:: Records for the exercise

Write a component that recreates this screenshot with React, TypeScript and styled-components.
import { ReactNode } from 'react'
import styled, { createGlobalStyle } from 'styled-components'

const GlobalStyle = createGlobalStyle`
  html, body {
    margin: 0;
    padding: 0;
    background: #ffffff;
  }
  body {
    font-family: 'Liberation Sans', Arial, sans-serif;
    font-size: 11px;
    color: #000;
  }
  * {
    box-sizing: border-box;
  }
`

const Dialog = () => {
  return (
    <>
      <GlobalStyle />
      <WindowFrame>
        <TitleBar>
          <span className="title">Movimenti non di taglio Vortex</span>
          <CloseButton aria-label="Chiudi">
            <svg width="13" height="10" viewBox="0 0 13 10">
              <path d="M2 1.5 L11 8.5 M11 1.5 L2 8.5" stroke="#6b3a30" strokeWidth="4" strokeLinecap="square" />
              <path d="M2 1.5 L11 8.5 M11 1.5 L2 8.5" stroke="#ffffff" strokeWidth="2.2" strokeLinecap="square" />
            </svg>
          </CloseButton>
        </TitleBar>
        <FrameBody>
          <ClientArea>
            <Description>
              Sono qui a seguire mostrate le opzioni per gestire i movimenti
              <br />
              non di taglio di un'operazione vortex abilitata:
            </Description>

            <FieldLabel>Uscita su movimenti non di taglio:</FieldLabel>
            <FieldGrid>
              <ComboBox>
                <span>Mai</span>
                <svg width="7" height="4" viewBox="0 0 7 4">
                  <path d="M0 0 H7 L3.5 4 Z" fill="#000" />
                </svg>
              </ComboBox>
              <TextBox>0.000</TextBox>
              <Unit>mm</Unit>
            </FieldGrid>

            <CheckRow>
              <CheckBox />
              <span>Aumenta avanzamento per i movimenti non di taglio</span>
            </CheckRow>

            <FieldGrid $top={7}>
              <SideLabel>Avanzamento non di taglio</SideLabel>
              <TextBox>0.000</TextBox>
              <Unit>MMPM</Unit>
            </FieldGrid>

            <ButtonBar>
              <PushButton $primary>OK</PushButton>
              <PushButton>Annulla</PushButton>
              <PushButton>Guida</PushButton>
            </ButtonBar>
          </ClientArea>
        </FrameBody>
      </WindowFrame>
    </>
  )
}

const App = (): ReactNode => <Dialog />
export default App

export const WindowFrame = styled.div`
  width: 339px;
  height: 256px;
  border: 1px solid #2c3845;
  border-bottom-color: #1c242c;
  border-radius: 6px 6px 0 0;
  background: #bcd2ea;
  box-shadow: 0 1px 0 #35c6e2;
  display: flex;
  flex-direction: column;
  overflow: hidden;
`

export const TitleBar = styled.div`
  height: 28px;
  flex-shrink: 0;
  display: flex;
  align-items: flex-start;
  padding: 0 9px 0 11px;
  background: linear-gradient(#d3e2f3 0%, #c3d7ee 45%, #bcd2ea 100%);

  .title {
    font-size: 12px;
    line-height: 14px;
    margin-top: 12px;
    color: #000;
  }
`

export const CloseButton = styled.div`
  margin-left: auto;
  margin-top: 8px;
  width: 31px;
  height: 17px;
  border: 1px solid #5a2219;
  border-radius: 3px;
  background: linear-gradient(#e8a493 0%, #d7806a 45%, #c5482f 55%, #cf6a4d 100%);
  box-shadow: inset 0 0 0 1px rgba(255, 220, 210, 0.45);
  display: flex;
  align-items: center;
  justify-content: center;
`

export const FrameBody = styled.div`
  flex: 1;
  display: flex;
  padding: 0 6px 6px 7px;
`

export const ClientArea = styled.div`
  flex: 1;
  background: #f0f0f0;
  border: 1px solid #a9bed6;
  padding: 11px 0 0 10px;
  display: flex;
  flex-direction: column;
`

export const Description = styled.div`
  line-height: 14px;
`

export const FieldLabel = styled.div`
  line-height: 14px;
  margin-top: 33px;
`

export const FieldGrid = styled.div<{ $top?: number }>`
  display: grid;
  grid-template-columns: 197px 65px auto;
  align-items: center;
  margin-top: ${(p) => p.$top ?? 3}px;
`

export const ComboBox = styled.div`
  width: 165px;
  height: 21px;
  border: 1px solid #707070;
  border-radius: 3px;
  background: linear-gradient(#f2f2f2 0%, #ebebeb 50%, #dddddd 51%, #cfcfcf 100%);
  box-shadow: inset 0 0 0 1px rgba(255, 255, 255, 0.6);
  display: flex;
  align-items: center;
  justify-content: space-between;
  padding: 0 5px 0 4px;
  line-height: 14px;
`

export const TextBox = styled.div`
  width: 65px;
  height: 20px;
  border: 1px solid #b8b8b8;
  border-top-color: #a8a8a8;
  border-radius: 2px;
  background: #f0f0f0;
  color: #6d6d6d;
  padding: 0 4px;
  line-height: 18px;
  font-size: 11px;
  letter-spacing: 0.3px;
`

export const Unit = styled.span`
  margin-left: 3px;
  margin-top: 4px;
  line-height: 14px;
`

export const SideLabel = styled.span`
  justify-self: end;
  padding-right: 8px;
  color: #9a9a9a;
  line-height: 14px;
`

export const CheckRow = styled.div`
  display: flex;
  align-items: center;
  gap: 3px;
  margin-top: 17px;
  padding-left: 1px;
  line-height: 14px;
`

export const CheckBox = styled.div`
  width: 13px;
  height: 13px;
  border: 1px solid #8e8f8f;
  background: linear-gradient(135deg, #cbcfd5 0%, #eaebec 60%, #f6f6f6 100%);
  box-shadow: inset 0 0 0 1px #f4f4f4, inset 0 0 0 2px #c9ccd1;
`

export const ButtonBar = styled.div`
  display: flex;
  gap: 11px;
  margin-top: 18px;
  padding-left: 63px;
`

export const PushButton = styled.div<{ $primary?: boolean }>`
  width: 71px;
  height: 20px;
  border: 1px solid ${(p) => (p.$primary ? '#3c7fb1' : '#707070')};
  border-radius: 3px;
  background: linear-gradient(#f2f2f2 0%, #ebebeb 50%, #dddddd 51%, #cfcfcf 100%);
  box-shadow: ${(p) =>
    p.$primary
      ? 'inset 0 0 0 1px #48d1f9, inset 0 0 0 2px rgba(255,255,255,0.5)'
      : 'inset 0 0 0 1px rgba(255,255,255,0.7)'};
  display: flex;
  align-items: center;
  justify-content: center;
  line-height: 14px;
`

::::
:: Records for the exercise

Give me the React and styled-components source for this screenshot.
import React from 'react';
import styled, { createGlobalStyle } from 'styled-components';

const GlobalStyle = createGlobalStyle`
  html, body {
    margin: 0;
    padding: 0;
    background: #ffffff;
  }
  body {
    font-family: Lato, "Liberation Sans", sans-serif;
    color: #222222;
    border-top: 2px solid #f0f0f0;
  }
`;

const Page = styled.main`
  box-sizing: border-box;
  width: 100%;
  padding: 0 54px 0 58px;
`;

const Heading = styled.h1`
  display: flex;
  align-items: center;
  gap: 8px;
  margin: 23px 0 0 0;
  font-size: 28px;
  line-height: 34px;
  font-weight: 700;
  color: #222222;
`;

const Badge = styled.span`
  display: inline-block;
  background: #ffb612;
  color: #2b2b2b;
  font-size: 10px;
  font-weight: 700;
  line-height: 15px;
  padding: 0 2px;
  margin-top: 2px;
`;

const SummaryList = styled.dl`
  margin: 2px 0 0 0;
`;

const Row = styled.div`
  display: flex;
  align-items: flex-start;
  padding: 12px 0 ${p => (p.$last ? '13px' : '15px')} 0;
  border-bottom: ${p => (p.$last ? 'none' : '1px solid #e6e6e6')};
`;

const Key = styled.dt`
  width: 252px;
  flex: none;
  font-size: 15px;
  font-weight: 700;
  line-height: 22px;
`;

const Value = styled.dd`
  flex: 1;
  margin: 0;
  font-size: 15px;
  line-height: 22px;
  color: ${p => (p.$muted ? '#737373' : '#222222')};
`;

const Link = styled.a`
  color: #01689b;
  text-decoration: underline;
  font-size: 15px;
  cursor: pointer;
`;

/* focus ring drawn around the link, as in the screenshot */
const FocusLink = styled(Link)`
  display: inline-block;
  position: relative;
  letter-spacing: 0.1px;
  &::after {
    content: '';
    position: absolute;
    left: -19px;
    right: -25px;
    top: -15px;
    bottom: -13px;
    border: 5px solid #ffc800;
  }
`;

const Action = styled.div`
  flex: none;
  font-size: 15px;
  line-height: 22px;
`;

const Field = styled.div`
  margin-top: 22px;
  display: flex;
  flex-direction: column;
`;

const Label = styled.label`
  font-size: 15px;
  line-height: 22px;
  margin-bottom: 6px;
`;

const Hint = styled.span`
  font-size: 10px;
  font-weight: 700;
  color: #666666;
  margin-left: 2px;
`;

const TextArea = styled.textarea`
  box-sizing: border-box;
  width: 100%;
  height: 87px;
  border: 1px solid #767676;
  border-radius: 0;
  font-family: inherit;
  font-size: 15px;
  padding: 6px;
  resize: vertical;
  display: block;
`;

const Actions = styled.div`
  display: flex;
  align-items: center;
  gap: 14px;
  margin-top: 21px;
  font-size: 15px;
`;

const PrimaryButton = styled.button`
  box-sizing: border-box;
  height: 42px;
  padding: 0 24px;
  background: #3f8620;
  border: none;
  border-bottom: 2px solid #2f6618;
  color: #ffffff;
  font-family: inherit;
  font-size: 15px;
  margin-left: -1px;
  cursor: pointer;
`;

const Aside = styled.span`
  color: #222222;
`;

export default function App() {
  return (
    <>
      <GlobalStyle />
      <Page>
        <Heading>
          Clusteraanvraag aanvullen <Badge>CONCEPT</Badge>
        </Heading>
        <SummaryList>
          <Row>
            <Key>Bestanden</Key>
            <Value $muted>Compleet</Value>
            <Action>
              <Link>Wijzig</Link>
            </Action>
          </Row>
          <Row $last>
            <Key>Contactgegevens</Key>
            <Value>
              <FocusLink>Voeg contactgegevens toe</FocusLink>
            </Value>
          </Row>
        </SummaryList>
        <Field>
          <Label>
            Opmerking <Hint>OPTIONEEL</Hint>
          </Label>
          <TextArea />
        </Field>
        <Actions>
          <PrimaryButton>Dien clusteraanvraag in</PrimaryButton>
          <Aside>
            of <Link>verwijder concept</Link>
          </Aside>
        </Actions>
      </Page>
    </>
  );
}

::::
:: Records for the exercise

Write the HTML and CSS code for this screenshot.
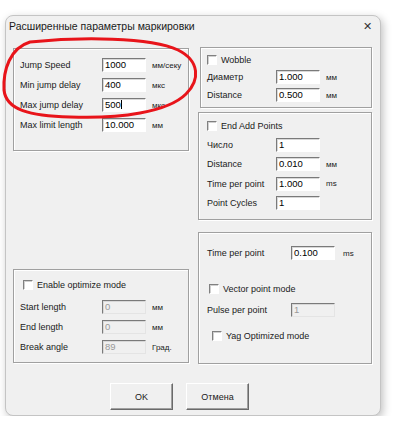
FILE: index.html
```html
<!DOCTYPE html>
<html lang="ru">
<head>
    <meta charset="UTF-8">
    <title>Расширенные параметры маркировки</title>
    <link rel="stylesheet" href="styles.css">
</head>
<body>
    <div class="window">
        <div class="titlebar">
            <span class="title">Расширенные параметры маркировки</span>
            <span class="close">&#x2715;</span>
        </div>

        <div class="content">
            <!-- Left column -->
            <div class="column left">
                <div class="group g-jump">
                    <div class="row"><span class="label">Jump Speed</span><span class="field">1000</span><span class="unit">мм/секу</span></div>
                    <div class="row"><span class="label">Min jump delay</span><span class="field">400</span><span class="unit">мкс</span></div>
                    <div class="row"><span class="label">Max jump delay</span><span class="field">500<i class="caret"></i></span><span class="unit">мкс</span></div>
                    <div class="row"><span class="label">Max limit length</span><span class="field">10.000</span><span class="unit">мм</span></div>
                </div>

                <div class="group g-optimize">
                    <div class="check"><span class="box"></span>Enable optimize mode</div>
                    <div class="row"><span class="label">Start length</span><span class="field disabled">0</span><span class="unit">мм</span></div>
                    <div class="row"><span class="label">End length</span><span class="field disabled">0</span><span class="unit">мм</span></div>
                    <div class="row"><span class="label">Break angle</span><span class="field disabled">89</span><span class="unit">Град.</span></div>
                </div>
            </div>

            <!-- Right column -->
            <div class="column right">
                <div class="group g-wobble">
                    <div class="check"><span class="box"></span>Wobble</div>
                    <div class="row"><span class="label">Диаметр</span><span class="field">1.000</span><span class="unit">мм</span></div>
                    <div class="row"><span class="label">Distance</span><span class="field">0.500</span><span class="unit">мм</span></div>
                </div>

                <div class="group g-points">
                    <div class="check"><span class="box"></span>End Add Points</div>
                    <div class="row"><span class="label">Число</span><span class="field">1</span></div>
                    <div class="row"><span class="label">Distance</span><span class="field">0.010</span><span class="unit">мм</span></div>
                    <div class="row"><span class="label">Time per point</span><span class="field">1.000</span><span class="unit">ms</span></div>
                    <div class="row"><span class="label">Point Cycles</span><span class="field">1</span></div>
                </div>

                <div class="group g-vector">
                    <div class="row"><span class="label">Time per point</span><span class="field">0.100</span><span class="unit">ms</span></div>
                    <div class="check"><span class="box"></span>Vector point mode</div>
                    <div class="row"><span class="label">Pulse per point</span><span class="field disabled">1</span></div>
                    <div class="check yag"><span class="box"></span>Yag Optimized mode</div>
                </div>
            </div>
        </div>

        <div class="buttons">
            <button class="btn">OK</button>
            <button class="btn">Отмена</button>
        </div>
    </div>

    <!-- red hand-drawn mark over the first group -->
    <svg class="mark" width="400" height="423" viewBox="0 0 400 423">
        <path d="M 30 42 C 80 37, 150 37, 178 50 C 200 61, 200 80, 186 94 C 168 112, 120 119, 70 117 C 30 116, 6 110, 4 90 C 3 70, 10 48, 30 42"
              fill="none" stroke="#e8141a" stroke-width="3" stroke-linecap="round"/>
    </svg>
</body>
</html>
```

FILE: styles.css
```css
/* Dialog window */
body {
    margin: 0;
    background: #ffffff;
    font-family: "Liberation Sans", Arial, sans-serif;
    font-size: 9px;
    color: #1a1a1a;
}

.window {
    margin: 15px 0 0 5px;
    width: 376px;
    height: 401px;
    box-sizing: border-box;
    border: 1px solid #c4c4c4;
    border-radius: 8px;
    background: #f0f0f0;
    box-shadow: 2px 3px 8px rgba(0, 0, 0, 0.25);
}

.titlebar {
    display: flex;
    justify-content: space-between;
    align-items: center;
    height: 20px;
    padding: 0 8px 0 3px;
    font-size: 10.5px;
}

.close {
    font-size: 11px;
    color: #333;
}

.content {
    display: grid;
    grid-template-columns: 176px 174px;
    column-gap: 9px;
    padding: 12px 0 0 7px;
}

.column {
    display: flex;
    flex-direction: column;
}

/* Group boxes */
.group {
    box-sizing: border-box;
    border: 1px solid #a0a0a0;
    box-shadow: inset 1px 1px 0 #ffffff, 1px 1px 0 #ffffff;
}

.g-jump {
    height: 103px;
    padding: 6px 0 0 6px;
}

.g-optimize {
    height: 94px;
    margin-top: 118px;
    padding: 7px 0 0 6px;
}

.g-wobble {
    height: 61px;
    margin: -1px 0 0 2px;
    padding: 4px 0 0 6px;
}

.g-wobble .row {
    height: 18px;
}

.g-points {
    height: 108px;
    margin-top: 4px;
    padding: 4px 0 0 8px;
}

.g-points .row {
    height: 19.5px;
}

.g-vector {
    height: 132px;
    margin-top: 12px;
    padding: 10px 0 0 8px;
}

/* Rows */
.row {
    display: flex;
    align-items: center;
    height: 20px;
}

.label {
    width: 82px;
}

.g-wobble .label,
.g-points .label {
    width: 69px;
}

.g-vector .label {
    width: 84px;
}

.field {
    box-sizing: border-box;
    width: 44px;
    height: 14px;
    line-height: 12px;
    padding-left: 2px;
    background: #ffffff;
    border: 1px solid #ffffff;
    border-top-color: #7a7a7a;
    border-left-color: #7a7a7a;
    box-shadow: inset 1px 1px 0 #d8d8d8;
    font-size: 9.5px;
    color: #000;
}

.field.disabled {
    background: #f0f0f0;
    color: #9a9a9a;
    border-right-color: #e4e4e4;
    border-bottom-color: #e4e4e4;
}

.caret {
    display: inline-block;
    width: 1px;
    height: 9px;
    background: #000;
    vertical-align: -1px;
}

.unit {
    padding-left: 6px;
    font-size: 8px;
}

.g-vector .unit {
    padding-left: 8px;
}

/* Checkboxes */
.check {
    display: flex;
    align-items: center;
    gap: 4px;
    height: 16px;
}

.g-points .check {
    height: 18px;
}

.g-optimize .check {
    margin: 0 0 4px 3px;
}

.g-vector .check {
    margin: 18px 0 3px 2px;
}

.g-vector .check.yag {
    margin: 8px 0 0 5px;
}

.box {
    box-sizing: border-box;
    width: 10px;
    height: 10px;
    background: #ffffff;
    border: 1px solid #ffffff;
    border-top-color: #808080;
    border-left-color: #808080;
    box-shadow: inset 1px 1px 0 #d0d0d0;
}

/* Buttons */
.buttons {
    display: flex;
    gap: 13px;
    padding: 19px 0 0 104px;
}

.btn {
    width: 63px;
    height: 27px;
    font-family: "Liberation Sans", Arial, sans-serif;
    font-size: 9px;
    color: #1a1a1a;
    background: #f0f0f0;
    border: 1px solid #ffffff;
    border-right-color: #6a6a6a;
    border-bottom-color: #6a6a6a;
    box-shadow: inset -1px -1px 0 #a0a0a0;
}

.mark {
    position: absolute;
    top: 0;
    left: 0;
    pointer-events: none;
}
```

::::

> [Given instruction]:
Choose all lines containing the string "components" and copy them out.

> [Exercise result]:
Write a component that recreates this screenshot with React, TypeScript and styled-components.
import styled, { createGlobalStyle } from 'styled-components'
Give me the React and styled-components source for this screenshot.
import styled, { createGlobalStyle } from 'styled-components';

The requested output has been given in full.